- _SHORT EXERCISE_:
Collect all lines below with the string "that".

________________________________________

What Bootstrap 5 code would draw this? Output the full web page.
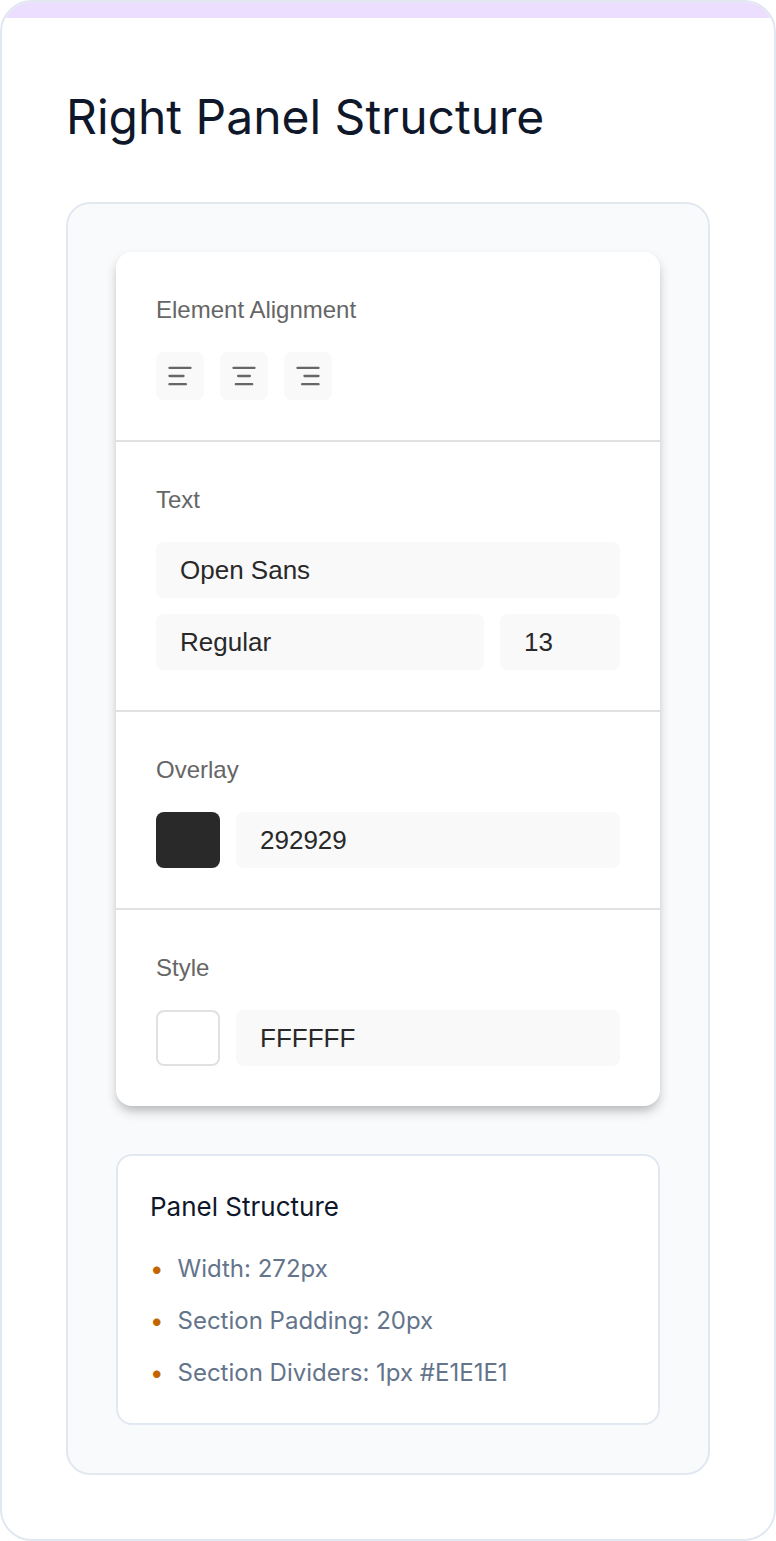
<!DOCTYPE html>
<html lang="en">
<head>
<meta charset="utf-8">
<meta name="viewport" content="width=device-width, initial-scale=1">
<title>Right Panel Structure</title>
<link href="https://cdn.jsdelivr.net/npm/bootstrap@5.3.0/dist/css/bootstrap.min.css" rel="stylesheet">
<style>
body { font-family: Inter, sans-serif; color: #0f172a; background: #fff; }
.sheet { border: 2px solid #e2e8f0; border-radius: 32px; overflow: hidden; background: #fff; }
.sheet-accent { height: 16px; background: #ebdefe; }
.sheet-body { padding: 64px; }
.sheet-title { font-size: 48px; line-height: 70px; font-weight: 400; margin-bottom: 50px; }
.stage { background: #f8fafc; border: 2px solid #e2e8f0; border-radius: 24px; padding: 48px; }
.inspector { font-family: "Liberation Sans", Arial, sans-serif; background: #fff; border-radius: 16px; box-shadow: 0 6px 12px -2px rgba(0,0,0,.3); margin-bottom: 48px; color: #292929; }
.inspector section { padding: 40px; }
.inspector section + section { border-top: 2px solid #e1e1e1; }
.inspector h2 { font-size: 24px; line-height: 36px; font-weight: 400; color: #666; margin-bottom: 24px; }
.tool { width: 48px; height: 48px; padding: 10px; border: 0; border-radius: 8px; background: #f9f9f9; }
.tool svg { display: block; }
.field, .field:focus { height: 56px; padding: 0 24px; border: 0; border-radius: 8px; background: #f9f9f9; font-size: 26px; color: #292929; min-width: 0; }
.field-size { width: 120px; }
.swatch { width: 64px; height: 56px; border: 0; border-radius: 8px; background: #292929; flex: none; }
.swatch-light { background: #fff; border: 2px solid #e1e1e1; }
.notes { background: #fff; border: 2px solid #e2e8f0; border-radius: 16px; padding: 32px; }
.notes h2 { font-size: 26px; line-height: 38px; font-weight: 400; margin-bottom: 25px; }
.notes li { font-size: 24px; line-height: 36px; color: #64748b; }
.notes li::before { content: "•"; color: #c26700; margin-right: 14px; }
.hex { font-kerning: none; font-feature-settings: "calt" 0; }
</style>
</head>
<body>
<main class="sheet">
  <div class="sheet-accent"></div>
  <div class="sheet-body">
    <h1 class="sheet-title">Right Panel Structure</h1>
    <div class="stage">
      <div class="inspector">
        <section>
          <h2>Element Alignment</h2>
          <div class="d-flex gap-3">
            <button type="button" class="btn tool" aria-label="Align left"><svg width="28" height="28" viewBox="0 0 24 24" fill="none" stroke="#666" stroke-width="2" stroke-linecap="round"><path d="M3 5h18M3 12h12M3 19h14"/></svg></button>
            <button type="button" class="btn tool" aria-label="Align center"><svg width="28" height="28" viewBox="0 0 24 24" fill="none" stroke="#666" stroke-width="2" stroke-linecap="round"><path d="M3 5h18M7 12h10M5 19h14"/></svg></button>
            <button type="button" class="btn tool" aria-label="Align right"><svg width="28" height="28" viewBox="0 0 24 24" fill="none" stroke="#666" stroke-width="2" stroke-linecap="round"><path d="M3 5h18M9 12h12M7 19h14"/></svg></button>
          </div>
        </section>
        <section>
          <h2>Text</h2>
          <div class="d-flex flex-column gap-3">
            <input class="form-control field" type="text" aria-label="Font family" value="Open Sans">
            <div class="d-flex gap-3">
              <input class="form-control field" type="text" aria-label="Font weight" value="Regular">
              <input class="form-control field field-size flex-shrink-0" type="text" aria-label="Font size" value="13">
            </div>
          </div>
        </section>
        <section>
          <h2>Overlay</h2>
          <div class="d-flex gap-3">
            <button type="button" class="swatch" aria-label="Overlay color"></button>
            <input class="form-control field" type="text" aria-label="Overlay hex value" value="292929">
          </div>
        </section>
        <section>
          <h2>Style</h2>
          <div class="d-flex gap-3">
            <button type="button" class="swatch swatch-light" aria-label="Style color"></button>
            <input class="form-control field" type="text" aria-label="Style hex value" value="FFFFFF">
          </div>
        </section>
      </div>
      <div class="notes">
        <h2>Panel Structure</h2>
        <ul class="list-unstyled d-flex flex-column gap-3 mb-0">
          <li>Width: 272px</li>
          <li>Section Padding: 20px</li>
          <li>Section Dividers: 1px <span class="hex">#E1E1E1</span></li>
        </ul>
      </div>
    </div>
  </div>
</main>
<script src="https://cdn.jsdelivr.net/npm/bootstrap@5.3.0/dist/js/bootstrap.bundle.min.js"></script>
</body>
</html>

________________________________________

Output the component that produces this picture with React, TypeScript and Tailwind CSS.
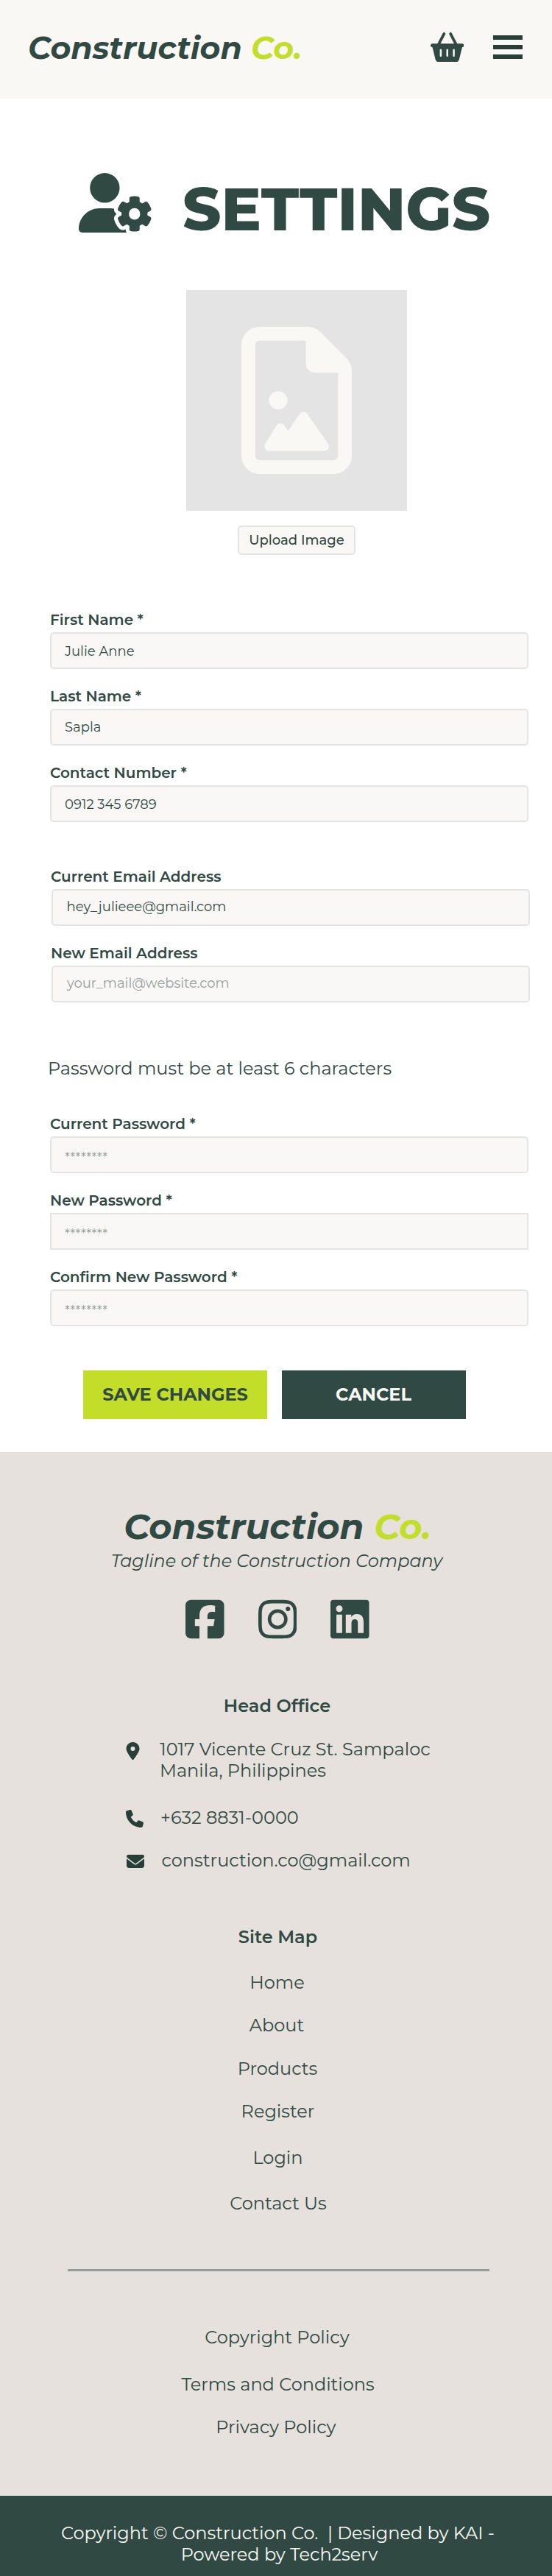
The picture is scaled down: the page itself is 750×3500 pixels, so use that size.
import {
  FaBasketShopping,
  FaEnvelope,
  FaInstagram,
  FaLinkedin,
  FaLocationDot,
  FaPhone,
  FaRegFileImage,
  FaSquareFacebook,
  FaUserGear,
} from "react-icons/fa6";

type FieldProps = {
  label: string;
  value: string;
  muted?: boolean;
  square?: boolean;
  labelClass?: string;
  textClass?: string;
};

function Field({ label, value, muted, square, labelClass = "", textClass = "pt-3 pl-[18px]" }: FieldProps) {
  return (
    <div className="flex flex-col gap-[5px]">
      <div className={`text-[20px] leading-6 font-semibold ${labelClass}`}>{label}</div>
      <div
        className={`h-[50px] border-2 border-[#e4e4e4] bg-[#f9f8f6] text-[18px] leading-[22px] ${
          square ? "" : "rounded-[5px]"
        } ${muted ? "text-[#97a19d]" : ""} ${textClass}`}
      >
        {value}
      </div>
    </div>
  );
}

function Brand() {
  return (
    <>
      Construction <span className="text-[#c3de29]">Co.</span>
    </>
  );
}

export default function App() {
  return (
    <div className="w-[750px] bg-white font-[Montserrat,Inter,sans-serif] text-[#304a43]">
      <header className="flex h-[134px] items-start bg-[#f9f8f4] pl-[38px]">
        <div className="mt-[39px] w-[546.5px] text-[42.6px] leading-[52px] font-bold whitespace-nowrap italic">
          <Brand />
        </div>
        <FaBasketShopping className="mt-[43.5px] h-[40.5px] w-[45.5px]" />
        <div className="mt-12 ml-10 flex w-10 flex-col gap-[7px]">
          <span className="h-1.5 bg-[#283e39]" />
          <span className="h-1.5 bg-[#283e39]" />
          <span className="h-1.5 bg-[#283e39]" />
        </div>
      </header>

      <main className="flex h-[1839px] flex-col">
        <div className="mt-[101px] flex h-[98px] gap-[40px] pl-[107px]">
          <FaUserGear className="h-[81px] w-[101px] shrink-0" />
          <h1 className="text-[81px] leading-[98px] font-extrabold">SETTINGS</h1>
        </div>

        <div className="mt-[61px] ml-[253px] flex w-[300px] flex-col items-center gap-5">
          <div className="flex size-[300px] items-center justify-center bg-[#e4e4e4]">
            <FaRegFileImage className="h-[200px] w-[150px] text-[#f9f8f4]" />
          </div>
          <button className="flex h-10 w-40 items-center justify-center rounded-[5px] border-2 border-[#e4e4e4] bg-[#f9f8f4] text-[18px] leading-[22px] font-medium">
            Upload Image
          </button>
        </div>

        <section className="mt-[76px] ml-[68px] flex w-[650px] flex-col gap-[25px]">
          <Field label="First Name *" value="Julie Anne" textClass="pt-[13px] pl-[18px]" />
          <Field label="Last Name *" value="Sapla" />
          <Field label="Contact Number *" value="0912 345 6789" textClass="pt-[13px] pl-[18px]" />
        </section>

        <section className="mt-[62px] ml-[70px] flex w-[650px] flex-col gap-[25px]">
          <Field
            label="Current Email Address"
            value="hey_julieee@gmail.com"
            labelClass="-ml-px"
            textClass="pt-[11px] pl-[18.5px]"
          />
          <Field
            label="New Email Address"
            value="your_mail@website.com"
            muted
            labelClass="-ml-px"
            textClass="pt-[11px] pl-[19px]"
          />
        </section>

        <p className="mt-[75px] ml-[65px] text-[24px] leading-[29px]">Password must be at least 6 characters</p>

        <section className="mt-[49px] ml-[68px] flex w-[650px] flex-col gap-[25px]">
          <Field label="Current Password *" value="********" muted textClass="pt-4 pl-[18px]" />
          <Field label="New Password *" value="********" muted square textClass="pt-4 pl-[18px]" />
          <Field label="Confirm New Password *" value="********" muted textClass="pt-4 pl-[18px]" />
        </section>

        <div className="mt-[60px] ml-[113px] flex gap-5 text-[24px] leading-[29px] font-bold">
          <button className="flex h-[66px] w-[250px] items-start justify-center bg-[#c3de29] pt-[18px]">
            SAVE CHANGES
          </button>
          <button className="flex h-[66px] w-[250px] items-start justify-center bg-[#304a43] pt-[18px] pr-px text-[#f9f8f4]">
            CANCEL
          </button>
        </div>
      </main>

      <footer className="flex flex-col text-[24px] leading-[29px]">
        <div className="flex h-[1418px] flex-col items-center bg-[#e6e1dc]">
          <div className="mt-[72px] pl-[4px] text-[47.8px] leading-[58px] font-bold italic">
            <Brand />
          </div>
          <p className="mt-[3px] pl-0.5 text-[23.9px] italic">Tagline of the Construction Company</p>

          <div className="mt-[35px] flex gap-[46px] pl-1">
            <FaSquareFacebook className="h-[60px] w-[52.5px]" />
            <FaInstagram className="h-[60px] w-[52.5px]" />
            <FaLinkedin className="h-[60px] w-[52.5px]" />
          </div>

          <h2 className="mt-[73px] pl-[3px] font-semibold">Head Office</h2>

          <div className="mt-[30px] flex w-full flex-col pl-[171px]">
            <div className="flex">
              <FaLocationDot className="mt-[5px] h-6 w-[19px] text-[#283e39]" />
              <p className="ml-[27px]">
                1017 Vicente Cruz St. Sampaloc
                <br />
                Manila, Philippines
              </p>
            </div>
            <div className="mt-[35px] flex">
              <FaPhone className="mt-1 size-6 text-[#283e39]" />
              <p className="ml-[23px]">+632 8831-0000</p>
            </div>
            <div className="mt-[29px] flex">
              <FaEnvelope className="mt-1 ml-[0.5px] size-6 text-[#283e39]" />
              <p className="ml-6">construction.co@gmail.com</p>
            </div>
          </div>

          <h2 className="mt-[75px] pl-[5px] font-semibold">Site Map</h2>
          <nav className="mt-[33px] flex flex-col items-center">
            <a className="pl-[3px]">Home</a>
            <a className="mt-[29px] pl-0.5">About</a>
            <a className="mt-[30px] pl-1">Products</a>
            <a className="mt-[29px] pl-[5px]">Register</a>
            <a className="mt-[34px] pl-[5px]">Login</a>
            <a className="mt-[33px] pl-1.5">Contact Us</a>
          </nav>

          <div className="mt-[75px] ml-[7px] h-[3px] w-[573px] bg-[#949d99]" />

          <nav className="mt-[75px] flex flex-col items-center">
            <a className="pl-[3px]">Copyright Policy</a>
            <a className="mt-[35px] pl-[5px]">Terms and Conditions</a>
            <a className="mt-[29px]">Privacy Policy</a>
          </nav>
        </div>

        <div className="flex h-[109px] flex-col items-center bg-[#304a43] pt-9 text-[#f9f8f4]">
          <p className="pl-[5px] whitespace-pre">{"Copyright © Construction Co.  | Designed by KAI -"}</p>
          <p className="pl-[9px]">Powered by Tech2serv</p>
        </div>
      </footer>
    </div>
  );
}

________________________________________

- _REPLY_:
Output the component that produces this picture with React, TypeScript and Tailwind CSS.
The picture is scaled down: the page itself is 750×3500 pixels, so use that size.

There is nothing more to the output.